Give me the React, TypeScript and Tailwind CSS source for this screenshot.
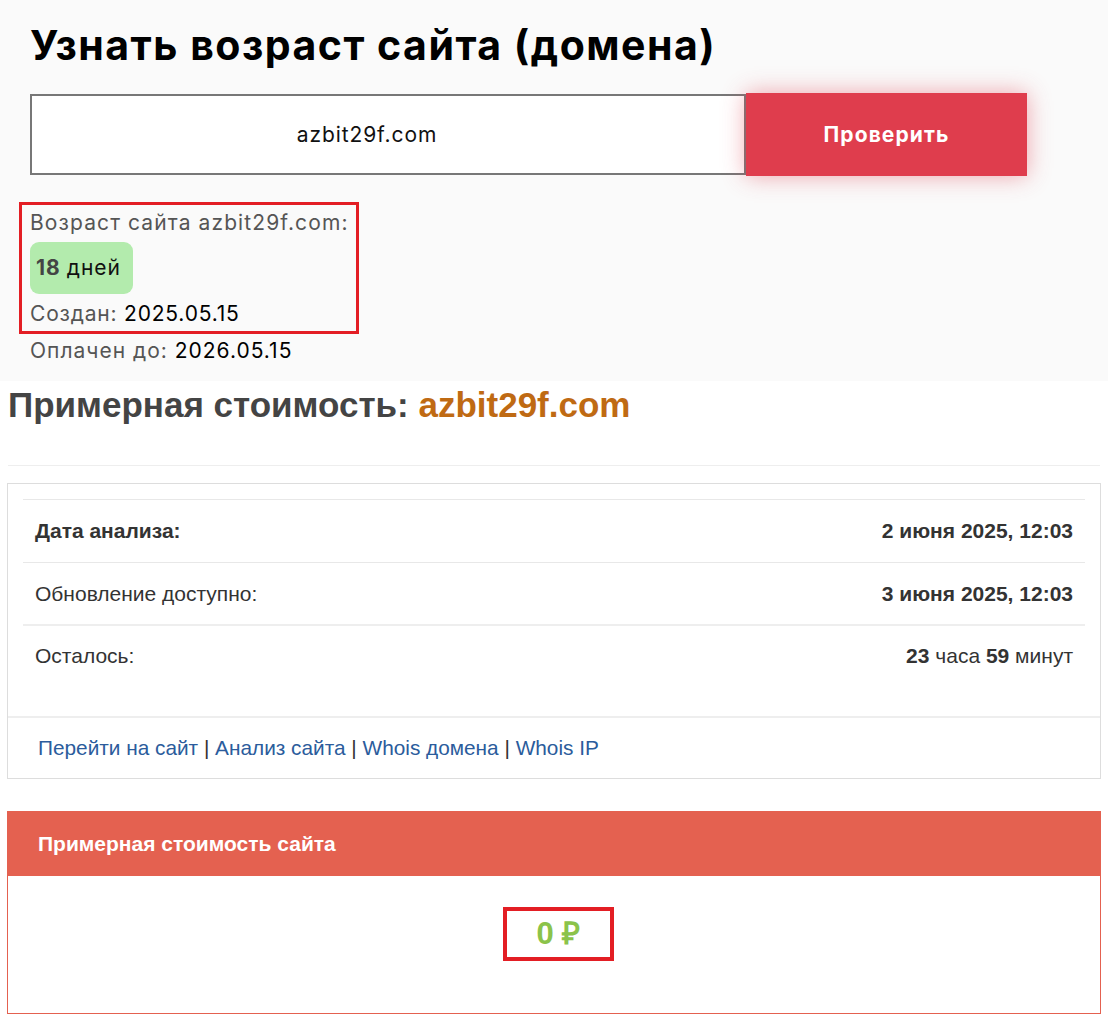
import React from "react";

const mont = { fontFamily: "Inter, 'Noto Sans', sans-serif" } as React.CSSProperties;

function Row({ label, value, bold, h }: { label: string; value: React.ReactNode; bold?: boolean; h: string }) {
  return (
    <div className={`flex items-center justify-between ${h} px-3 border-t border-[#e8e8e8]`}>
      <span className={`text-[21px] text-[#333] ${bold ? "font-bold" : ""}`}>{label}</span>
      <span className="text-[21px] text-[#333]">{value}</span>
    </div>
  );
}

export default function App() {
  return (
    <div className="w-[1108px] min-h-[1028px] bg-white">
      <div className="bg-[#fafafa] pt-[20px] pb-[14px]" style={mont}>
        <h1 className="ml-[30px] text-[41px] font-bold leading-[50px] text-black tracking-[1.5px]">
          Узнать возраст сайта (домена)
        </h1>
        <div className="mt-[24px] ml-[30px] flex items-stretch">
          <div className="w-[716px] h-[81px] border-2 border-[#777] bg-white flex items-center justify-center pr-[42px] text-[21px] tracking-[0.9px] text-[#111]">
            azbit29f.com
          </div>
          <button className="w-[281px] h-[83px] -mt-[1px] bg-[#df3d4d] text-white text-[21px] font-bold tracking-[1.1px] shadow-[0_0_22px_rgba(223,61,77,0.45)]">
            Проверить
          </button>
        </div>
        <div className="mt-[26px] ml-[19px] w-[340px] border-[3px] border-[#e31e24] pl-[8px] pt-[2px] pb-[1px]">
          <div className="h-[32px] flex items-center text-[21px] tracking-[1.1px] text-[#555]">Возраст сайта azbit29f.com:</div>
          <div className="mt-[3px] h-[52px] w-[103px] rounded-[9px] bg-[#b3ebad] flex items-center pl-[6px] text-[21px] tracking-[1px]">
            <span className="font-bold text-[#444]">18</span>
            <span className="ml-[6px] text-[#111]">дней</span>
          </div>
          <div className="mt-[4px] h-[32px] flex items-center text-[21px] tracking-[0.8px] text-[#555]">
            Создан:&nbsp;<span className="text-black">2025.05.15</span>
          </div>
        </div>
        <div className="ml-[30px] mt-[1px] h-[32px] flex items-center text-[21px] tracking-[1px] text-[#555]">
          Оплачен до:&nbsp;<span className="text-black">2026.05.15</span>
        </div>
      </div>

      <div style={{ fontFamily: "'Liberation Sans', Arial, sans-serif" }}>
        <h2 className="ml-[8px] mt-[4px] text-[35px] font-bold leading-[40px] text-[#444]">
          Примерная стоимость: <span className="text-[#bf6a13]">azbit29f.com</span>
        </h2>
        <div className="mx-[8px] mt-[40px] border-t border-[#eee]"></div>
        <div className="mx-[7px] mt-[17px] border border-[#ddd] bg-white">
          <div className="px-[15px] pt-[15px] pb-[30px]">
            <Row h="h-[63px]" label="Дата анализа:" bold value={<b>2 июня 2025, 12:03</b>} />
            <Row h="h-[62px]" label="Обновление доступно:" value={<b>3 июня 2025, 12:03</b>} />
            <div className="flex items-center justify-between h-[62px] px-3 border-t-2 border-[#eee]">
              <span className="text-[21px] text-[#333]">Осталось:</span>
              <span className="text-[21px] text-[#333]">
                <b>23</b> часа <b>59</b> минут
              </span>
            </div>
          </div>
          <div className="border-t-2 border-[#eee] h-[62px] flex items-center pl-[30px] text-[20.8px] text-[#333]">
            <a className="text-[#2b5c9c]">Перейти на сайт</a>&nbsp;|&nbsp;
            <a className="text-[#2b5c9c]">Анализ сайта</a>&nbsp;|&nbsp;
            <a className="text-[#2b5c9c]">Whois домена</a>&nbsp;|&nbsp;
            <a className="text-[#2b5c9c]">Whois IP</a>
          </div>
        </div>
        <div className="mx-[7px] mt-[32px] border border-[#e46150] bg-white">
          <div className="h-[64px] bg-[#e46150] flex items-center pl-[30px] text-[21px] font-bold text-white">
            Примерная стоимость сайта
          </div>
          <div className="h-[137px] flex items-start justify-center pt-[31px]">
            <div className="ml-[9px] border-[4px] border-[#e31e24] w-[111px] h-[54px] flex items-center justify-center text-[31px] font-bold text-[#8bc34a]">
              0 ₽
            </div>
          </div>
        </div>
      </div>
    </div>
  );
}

☆ ☆ ☆

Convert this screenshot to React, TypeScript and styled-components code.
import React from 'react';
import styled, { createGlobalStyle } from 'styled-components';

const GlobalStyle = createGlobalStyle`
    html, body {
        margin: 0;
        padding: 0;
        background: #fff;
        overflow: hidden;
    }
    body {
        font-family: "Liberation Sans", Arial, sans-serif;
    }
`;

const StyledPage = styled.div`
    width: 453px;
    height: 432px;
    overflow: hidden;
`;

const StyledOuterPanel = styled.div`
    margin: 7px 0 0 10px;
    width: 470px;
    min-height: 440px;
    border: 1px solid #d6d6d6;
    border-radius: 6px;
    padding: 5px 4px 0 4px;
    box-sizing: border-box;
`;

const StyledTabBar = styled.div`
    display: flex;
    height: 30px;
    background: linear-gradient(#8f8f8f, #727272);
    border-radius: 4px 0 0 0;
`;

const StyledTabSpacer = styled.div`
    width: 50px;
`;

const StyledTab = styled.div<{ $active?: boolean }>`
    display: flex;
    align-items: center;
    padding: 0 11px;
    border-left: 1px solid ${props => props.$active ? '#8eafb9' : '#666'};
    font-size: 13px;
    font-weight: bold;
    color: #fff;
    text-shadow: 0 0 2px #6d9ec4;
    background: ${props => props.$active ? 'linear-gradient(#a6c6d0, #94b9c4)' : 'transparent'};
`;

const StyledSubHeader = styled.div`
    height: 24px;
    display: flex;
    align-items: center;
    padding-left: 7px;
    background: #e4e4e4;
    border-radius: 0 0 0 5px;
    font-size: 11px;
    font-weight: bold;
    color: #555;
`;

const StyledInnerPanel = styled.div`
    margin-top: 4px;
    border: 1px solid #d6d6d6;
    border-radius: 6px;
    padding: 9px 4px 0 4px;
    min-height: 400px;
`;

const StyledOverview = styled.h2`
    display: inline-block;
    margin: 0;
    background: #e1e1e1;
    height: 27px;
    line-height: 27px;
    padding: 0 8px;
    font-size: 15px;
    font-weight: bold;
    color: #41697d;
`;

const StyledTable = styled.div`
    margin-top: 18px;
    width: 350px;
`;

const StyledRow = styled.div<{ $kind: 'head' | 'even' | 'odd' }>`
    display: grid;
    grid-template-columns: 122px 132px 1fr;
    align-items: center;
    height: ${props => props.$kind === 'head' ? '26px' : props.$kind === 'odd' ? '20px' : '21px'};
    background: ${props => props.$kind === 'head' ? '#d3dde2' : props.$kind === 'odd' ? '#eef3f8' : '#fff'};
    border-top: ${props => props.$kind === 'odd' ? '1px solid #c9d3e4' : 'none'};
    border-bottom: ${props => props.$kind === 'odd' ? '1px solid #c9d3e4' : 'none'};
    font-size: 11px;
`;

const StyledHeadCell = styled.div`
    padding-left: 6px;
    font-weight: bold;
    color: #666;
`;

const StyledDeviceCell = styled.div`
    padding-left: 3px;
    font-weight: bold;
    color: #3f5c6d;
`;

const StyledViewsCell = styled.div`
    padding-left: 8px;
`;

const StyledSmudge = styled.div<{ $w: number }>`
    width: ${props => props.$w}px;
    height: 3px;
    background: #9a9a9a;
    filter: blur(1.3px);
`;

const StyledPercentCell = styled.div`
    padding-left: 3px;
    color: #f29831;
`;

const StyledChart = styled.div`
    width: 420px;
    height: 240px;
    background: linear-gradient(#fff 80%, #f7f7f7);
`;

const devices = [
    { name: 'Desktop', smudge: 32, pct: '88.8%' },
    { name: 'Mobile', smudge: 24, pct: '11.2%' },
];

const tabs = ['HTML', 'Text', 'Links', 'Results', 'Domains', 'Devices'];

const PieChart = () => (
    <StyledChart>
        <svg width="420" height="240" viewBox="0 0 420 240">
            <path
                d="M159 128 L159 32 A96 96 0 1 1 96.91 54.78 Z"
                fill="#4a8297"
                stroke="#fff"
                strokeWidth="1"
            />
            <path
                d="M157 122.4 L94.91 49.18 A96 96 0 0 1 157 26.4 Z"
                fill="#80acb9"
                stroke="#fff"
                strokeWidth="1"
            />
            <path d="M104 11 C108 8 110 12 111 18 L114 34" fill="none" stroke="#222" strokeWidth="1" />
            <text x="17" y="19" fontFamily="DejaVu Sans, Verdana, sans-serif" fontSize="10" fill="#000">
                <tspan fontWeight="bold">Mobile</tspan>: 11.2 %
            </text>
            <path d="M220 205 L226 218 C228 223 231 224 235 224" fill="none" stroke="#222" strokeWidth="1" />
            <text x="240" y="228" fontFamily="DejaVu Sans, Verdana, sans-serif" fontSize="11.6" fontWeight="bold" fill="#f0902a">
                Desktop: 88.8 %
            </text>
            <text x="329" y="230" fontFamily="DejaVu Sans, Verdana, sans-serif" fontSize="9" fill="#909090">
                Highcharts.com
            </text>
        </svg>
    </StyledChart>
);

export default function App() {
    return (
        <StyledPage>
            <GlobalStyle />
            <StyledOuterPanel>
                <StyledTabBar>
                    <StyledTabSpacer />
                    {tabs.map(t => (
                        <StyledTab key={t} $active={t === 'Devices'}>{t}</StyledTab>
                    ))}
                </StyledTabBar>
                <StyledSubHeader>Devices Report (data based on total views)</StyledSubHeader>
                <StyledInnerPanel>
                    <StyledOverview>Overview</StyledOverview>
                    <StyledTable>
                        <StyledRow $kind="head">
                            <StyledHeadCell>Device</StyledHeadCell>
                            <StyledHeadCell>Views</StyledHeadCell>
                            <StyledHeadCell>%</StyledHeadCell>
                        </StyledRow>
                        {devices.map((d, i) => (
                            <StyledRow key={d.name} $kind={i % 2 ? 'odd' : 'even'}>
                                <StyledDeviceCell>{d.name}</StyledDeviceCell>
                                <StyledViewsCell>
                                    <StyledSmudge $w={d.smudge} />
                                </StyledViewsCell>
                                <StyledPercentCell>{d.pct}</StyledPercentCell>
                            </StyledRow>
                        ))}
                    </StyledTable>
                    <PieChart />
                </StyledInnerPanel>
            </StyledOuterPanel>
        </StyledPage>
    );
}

☆ ☆ ☆

#### [What you are asked to do]
Pull every line containing the word "this" out of the entries above.

#### [The solution]
Give me the React, TypeScript and Tailwind CSS source for this screenshot.
Convert this screenshot to React, TypeScript and styled-components code.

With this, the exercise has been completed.